Securitisation 2005 - In the SEC we trust

IFR Securitisation 2005
6 min read

The SEC delivered a qualified boost to the UK RMBS market earlier this year when, ahead of schedule, it published its rules governing ABS registration and disclosure. Joti Mangat sounded out legal opinion over the impact of the rules on the US distribution of the UK master trusts.

Although the proposal addressed the master trust structures – acknowledging that they fell within the definition – critics argued that certain stipulations about revolving periods and the type of assets backing notes were inconsistent with that definition. In particular, the proposal excluded revolving periods over one year and the pooling of additional assets during the revolving period in excess of 50% of any intending offering.

Further questions were raised by UK market representatives regarding the exclusion thresholds for delinquent and non-performing assets and which entities in the master trust structure would take on the disclosure risk.

The problem for the issuers is that, while underlying assets may be performing at the time of issuance, they may subsequently become non-performing or delinquent. In view of this, the SEC said that if non-performing or delinquent assets are not considered as contributing to the cashflows in a deal, then they do not need to be included in the threshold calculation.

In the US, where structures typically include a sponsor, depositor and issuer, the depositor takes on disclosure risk; in the absence of a depositor the sponsor takes on this responsibility. If that rule was applied to the UK, it leaves Abbey, HBOS or Northern Rock with disclosure risk, something they were keen to avoid. The SEC has informally clarified that in the UK's case, the funding entity will be deemed the depositor and shall therefore take on disclosure responsibilities.

Although the SEC seems to have addressed the master trusts in a broadly satisfactory manner, new rules governing the disclosure of static pool data could pose serious problems to all non-US issuers securitising static pools. Some critics argue that the SEC has given with one hand and taken away with the other; static pool data remains a big hurdle requiring significant time and investment.

Anna Glick, partner at Cadwalader Wickersham & Taft, gives an opinion on the new regulations and the potential issues arising from disclosure. Charles Roberts and Chaim Gottesman, partners, were co-authors.

Since the very inception of the ABS market, the task of determining how an offering should comply with the federal securities laws of the United States could only be likened to making a round peg fit into a square hole. Until very recently, the federal securities rules were designed for operating companies with boards of directors and balance sheets, not for securitisation trusts that hold financial assets and pass through the collections to the investors. Over time, the SEC bridged the gap between rule and practice with no-action letters and other informal guidance.

In May 2004, the SEC, in a massive release, attempted to codify the accumulated informal guidance as formal securities rules specifically tailored for the ABS industry. The proposed rules addressed four principal areas of regulation: registration under the Securities Act of 1933, disclosure, communications during the offering process, and ongoing reporting under the Securities Exchange Act of 1934.

After an extremely active comment period, the SEC published its final rules in December 2004. For the most part, the final rules codify the current practice in the ABS industry.

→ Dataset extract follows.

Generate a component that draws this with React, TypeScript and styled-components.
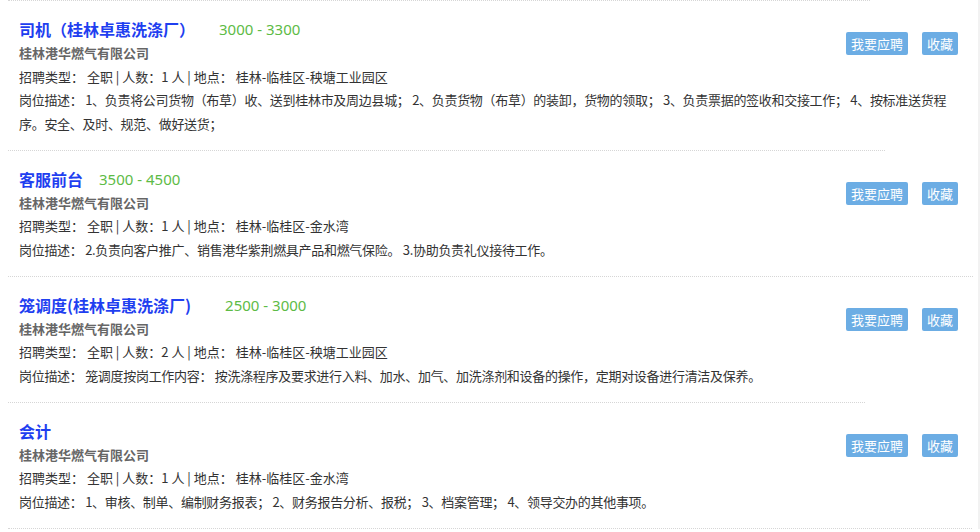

However, they do represent significant departures from current practice.

The good news is that the SEC has made the US capital markets significantly more accessible for “foreign” issuers. In the past, the SEC would not allow a public offering of ABS from a foreign issuer unless the issuer had complied with additional requirements not otherwise applicable to US-based issuers. For example, the SEC would at times require one or more registered offerings on a non-shelf basis on Form S-1 or S-11 that are fully reviewed by the SEC’s staff before allowing shelf-registration on Form S-3. These additional hurdles could delay and impede access to the US capital markets.

Under the final rules, foreign ABS will be treated in the same manner as US-based ABS in each of the four areas of regulation referred to above, with one exception. The final rules require that if ABS are issued by a foreign issuer are backed by foreign assets or are affected by credit enhancement or other support provided by a foreign entity, then the related disclosure must also describe any pertinent governmental, legal or regulatory or administrative matters – and any pertinent tax matters, exchange controls, currency restrictions or other economic, fiscal, monetary or potential factors in the applicable home jurisdiction that could materially affect payments on, the performance of or other matters relating to, the assets contained in the pool or the ABS.

The bad news is that the final rules also require disclosure of static pool data. The SEC did not invent the static pool data requirement in a vacuum; it was a deliberate response to investor requests for more information viewed by investors as material to their investment decisions. At least some European investors will wonder why similar information should not be available in non-US offerings as well.

These investors may have conversations with the European securities authorities, which may in turn adopt similar rules. The European issuers may readily agree to provide the information if the newly required added information makes US offerings more attractive to investors than the European offerings. This assumes, of course, that the European issuers actually track the static pool data and therefore have the information to provide.

Note that these final rules only apply to public offerings of securities in the US. Technically, private placements in the US are exempt from all of these requirements. However, private offerings often substantially comply with all or most of the disclosure requirements for public offerings.